There are over 15,000 titles on Mary Magdalene available right now on Amazon. These book cover an astonishing range of perspectives and styles, from truly schmaltzy romances that make me squirm to dry and pedantic tomes that are perhaps best as a cure for insomnia. You can find everything from Tantric love manuals to novels envisioning Magdalene as a Druid priestess. Here is a list of my top ten favorites, all thoughtful and scholarly, well researched and at least competently written. Which one to choose depends on what you are looking for.
If you are looking for erudition:
Mary Magdalen: Myth and Metaphor by Susan Haskins -- A thoroughly well researched historical survey that forms the foundation for much of the past decade's scholarship. A comprehensive intellectual tour de force for the left brain. I have gone through two copies, reading it over and over again and always I catch a new insight. If you want one and only one book, this is it, but its density will probably put off the more casual reader.
If you want an anthology of art and literature, along with an overview of history and mythology:
Searching for Mary Magdalene: A Journey Through Art by Jane Lahr. This is an absolutely gorgeous "coffee table" book of images with excerpts of diverse texts about Mary Magdalene, as well as an excellent source for legends and poetry. I must have given away two dozen of these books by now.
Also in this category of art and myths books is Karen Ralls's fine and compact volume Mary Magdalene: Her History and Myths Revealed, which I recently discovered to my great delight.
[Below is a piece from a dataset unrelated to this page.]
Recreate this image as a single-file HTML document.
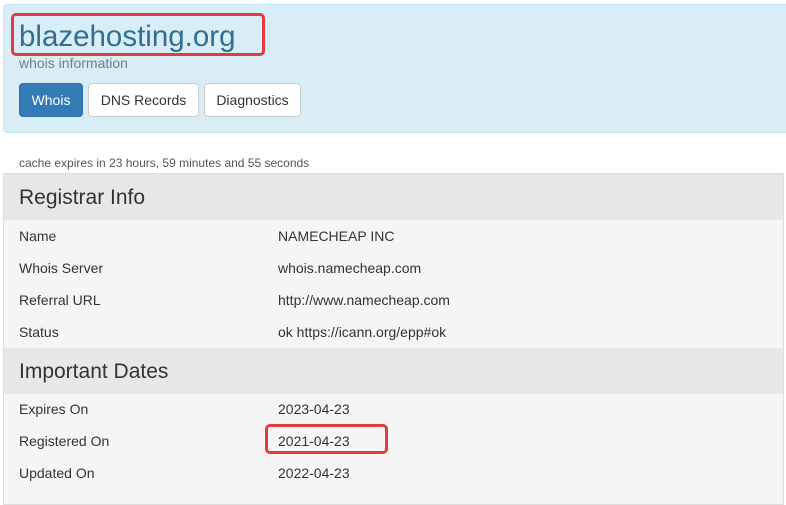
<!DOCTYPE html>
<html><head><style>
body{margin:0;width:786px;height:489px;overflow:hidden;background:#fff;font-family:"Liberation Sans",sans-serif;color:#333;position:relative}
.hdr{position:absolute;left:3px;top:4px;width:800px;height:127px;background:#d9edf7;border:1px solid #bce8f1;border-radius:4px}
.title{position:absolute;left:19px;top:18px;font-size:29.5px;color:#31708f;line-height:38px}
.rb{position:absolute;border:3px solid #e23b3f;border-radius:5px;box-sizing:border-box}
.sub{position:absolute;left:19px;top:55px;font-size:14px;color:#6f7f88}
.btn{position:absolute;top:83px;height:34px;box-sizing:border-box;border:1px solid #ccc;border-radius:4px;background:#fff;font-size:14px;line-height:32px;text-align:center;color:#333}
.btn.a{background:#337ab7;border-color:#2e6da4;color:#fff}
.cache{position:absolute;left:19px;top:156px;font-size:12px;color:#555}
.tbl{position:absolute;left:3px;top:173px;width:779px;height:330px;border:1px solid #ddd;background:#f5f5f5}
.sec{position:absolute;left:0;width:779px;height:46px;background:#e6e7e6;font-size:21px;line-height:47px;text-indent:15px}
.r{position:absolute;font-size:14px}
</style></head><body>
<div class="hdr"></div>
<div class="title">blazehosting.org</div>
<div class="rb" style="left:11px;top:13px;width:254px;height:43px"></div>
<div class="sub">whois information</div>
<div class="btn a" style="left:19px;width:64px">Whois</div>
<div class="btn" style="left:88px;width:111px">DNS Records</div>
<div class="btn" style="left:204px;width:97px">Diagnostics</div>
<div class="cache">cache expires in 23 hours, 59 minutes and 55 seconds</div>
<div class="tbl">
<div class="sec" style="top:0">Registrar Info</div>
<div class="sec" style="top:174px">Important Dates</div>
</div>
<div class="r" style="left:19px;top:228px">Name</div><div class="r" style="left:278px;top:228px">NAMECHEAP INC</div>
<div class="r" style="left:19px;top:260px">Whois Server</div><div class="r" style="left:278px;top:260px">whois.namecheap.com</div>
<div class="r" style="left:19px;top:292px">Referral URL</div><div class="r" style="left:278px;top:292px">http://www.namecheap.com</div>
<div class="r" style="left:19px;top:324px">Status</div><div class="r" style="left:278px;top:324px">ok https://icann.org/epp#ok</div>
<div class="r" style="left:19px;top:401px">Expires On</div><div class="r" style="left:278px;top:401px">2023-04-23</div>
<div class="r" style="left:19px;top:433px">Registered On</div><div class="r" style="left:278px;top:433px">2021-04-23</div>
<div class="r" style="left:19px;top:465px">Updated On</div><div class="r" style="left:278px;top:465px">2022-04-23</div>
<div class="rb" style="left:265px;top:424px;width:123px;height:30px"></div>
</body></html>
A medieval scholar from Oxford, Ralls includes an entire chapter on Black Madonnas in this book. The photographs are wonderful.
If you want a well researched and thoughtful but engaging book that includes a history of the Gnostics:
Beloved Disciple: The Misunderstood Legacy of Mary Magdalene by Robin Griffith- Jones: written by an Anglican priest, this offers a comprehensive treatment of the different myths of Mary Magdalene and a concise explanation of diverse early Christian perspectives very accessible to the average reader.
If you want a deeply spiritual and psychologically rich meditation:
The Gospel of Mary Magdalene, ed. Jean Yves Leloup -- Leloup was a the Dominican spiritual director at La Baume for a decade before he left the order to become a married French Orthodox theologian and psychologist, He provides a beautiful translation of the text ( exquisitely rendered in English translation by Joseph Rowe), His profoundly perceptive commentary makes this text even more relevant to our age by using the lens of Jungian psychological development. I am such a fan of Leloup that I am heading off to a seminar with him in France next week. Even though I may well only understand half of what he says because of my childlike French language skills, I know it will be worth it.
If you'd like a hybrid of historical scholarship with an emphasis on its application to modern spirituality, these two might be for you:
The Meaning of Mary Magdalene, Cynthia Bourgeault. Written by an Episcopalian priest and teacher of the contemplative tradition, this book reviews the Canonical and Gnostic scriptures as well as the legends in France with the perspective that Mary Magdalene was a spiritual teacher and intimate (though not necessarily sexual) companion of Jesus. Her chapter on anointing rituals has been particularly important and influential in my life.
The Magdalene Mystique by Betty Conrad Adam- Written by another Episcopalian priest who founded the interfaith Brigid's Place in Houston, Texas, this book tells the story of Magdalene with an emphasis on her role as apostle, along with wonderful stories of the author's expeditions to Dura Europas and the pivotal, transformational part Mary Magdalene has served in creating interfaith bridges between women.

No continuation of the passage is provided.